Despite there being valid reasons for banks not to lend to many firms, some of the research presented at the conference reported even viable businesses were finding it difficult to get credit.

"The economy is operating at only about 85% of its previous level of productive activity: in such circumstances there have of course been a large number of small firms who cannot get credit because on any assessment, they are not creditworthy," said Mr Honohan.

"But the research reported in this conference strongly suggests that credit constraints go beyond that."

Mr Honohan praised Government efforts to force banks to lend. "What are the authorities doing about this? The answer is: a whole lot. The Government has arranged to recapitalise the main banks with fiscal injections almost unmatched — as a percentage of national GDP — in world history."

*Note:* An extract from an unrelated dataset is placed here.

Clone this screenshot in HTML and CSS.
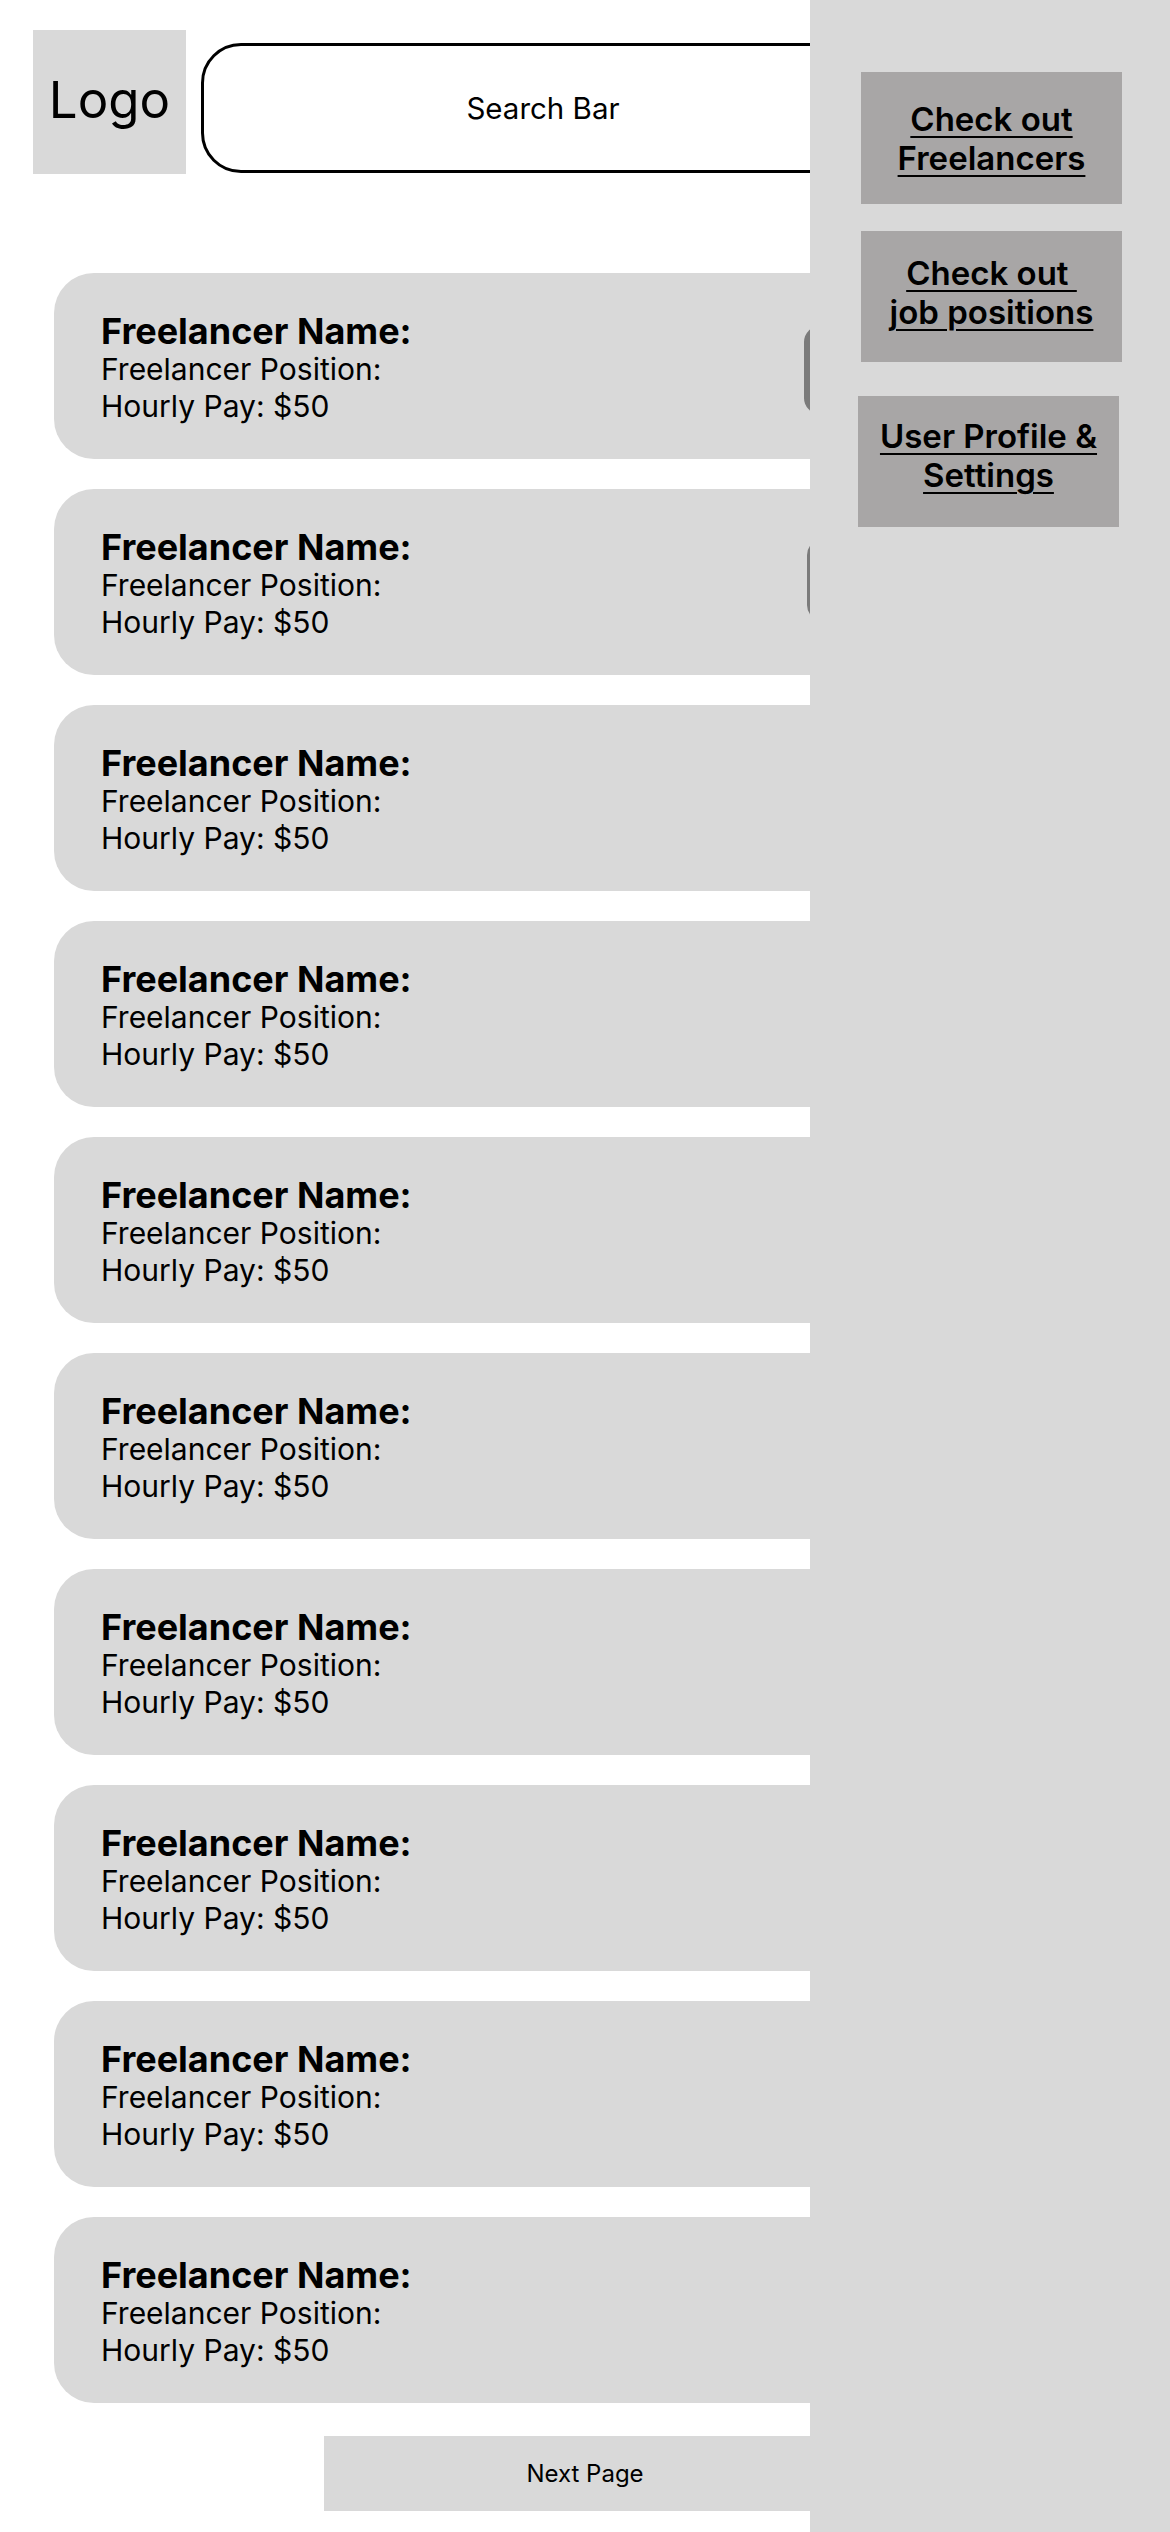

He highlighted the Credit Review Office and the proposed new partial credit guarantee scheme as good efforts to force the banks to increase their lending to businesses.

One of the paper’s presented at the conference by Central Bank economist Fergal McCann found a key factor in securing loans was previous experience in applying for loans.

"Overall, we find that larger and older firms face the lowest risk of having loan applications rejected, but that age and size are less important for firms’ perceptions of credit availability than they were for actual experience of obtaining a loan," his paper said.

Mr McCann’s research also found there had been a shift in which sectors were receiving credit.

Sectors that had been associated with boom time lending were out of favour with banks while agriculture, industry and business service firms are now receiving a higher percentage of bank lending.